Important Factors To Consider When Buying A Pre-Construction Condo
Ready to buy your first condo? Congratulations! Condos offer many benefits such as amenities, convenience and parking. Plus, you don’t have to worry about taking care of a lawn or maintaining a three storey home with more bedrooms than you really need. With condos popping up across Ontario, it’s no wonder that people are vying to snatch them up before they’ve even been constructed.
If you’re looking to buy a pre-construction condo, there are certain factors to consider when making your decision.

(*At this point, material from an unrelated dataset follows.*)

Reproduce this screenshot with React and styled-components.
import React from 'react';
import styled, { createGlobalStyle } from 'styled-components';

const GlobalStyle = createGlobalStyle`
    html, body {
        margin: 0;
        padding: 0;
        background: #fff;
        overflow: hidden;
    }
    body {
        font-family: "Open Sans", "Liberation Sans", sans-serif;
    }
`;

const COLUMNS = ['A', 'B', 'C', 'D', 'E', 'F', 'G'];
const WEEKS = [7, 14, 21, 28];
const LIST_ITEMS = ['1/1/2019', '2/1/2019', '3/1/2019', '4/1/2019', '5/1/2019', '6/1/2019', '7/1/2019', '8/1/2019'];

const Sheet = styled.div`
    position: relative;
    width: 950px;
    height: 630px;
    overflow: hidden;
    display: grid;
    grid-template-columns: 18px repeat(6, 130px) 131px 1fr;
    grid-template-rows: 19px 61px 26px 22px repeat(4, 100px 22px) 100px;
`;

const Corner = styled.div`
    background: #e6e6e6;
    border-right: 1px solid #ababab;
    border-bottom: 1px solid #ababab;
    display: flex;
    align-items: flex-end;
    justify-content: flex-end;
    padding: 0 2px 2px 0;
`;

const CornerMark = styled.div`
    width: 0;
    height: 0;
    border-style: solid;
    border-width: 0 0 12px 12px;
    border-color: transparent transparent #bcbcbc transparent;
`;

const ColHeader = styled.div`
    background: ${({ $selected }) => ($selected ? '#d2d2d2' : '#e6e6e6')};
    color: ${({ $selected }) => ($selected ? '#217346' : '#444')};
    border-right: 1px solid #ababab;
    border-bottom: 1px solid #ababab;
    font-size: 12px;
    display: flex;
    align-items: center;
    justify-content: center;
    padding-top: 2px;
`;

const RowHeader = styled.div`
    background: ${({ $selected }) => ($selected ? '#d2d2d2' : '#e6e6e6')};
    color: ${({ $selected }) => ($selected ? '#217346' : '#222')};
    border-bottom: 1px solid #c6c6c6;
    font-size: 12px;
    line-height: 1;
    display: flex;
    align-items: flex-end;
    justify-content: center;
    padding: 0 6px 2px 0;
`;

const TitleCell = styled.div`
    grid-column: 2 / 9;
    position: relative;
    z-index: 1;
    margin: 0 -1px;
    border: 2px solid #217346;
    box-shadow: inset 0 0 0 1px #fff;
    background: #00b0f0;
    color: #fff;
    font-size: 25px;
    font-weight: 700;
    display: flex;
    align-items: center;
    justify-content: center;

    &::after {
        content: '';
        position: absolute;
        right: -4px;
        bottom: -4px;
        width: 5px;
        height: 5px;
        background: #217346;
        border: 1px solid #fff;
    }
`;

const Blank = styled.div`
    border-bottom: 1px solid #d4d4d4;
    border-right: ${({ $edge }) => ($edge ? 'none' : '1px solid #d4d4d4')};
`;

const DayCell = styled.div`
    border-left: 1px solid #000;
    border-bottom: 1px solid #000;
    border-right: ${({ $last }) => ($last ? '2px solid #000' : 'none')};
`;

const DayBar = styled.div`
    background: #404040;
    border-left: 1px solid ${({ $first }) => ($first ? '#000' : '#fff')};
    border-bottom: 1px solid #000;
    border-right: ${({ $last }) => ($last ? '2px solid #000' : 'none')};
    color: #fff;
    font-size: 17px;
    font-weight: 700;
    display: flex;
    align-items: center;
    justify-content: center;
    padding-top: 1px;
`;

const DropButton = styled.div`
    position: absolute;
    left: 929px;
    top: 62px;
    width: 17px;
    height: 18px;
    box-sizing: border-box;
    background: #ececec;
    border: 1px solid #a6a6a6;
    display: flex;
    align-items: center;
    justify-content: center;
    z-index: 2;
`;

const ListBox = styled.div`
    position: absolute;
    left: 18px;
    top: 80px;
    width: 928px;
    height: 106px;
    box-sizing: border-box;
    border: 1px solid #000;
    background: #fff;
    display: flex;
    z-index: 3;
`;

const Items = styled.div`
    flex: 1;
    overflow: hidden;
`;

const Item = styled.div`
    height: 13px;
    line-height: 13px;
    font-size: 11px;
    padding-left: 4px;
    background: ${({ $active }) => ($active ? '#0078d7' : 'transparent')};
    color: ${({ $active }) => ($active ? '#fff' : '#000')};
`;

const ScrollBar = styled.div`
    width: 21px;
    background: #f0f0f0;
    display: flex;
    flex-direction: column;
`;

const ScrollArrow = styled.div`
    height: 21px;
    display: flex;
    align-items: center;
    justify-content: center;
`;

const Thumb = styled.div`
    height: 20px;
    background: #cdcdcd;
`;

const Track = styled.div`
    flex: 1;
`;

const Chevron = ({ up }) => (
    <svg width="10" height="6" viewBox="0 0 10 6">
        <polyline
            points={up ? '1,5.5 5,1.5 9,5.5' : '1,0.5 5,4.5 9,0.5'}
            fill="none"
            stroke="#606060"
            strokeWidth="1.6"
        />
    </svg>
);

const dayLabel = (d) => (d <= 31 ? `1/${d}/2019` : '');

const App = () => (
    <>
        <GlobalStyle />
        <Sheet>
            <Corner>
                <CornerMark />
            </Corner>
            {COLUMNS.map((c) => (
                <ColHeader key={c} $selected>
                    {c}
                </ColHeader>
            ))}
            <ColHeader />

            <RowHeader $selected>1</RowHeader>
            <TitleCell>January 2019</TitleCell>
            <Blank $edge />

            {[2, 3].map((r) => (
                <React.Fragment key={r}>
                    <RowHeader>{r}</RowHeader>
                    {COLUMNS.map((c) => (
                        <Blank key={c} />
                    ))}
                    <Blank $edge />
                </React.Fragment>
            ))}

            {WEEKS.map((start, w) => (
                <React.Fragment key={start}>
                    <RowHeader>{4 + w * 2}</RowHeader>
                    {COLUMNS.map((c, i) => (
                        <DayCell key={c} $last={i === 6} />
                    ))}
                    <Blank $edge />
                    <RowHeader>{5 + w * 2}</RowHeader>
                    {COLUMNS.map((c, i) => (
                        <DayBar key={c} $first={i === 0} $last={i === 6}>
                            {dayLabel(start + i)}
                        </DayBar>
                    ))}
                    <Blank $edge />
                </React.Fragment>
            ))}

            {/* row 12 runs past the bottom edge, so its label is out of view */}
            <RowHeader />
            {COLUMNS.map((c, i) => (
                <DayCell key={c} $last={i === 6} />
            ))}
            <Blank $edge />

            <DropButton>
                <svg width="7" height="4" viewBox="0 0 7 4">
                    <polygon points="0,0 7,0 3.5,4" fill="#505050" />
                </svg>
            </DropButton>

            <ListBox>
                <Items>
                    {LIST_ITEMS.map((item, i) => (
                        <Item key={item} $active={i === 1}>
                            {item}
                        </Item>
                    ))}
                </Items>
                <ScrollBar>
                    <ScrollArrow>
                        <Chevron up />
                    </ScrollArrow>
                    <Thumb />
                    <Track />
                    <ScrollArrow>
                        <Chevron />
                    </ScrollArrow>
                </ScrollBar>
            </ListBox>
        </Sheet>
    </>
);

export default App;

The benefits of pre-construction condos is that the deposit is paid over a period of time, as opposed to providing 20% all at once when buying a resale condo. This grants you the financial flexibility if you wish to allocate the funds to other investments or give yourself some time to save up the required payments. Upon signing your agreement, the builder will require increments of your deposit to be paid over a set amount of time. Some companies will break up your deposit to coincide with the construction phases. For instance, you may owe 5% of the deposit upon signing the agreement and another 5% after 90 days, another 5% percentage after 180 days, and then the remaining balance on occupancy etc. You may not know that by working with a VIP Sales Representative connected to the project, it is possible to make amendments to your deposit structure with approval from the builder. Overall, the total deposit for a pre-construction condo is the same as a resale condo unit. Typically the deposit for re-sale is always 20% for domestic buyers, in certain cases it can be lower than 20% but you have to pay CHMC insurance.
The Rescission Period
Anyone who purchases a new condo in Ontario is allotted a 10-day cooling off period to reconsider. This 10-day period is based on calendar days and not business days. The cooling off period is provided so that you, the buyer, can review the agreement with your lawyer and realtor and if there’s anything there that doesn’t make sense or seems off, you have time to correspond with the builder or change your mind entirely. Your deposit will be returned if you back out of the contract before the 10 day period is up.
The Waiting Period
Pre-construction condos come with a waiting period. The builder will give you an expected date for the completion of your unit and the building itself, however in some cases there may be some delays. Overall condos are completed on time, but special circumstances could cause some minor setbacks to your projected move in date. Your agreement will outline any expected delays and what the penalties are if those delays are extended beyond the contract.
Prepare For Changes
When it comes to pre-construction condo buildings, the changes that may occur are only supposed to reflect the building itself and not the unit your purchased. You are protected from what are considered material changes and your agreement will outline what those changes are. Usually the builder will only make minor changes such as moving the gym or the pool to a different floor or tweak the building’s layout slightly.
In The Interim
When your unit is built and you are ready to move in, there is what is known as the period of interim occupancy. This does mean that you can take possession of your unit and move in, however, during the interim period you actually don’t own the condo yet. This is because the land transfer to the building hasn’t occurred yet. In the interim you pay the builder an amount that is equal to what your mortgage payment, condo fees and taxes would be until the condo is officially registered. This is when your mortgage will come into effect and the builder transfers the unit over to you.
Additional Fees And HST
When buying a pre-construction or resale condo, you’ll be subject to condo fees. In pre-construction buildings, the fees are lower because they are set well in advance of the building being constructed. In a new building you can expect your fees to increase 10-20% in the first few years to adjust to the costs of what management needs to run the building. Furthermore, you’ll be asked to contribute to the condo reserve fund, which is an amount equal to two months of condo fees and is paid at the time of closing. This is akin to putting down a security deposit when you rent an apartment. There are also builder closing costs for pre-construction condos that need to be paid when the unit is officially registered and your condo has closed. These costs include utility connections and development fees and are usually about 1-3% of the amount of your original purchase price. Finally, you need to pay HST on your new condo. If you’ve bought the condo to live in, as the end-user, HST is included in your purchase price. However, if you bought the condo as an investment property, you will have to pay the HST upon final closing but you can claim back a portion of it by filing a HST rental rebate.
Buying a pre-construction condo may seem like a lot to take in at first, but if you have the right real estate agent and mortgage broker in your corner, you’ll be well prepared for your new investment.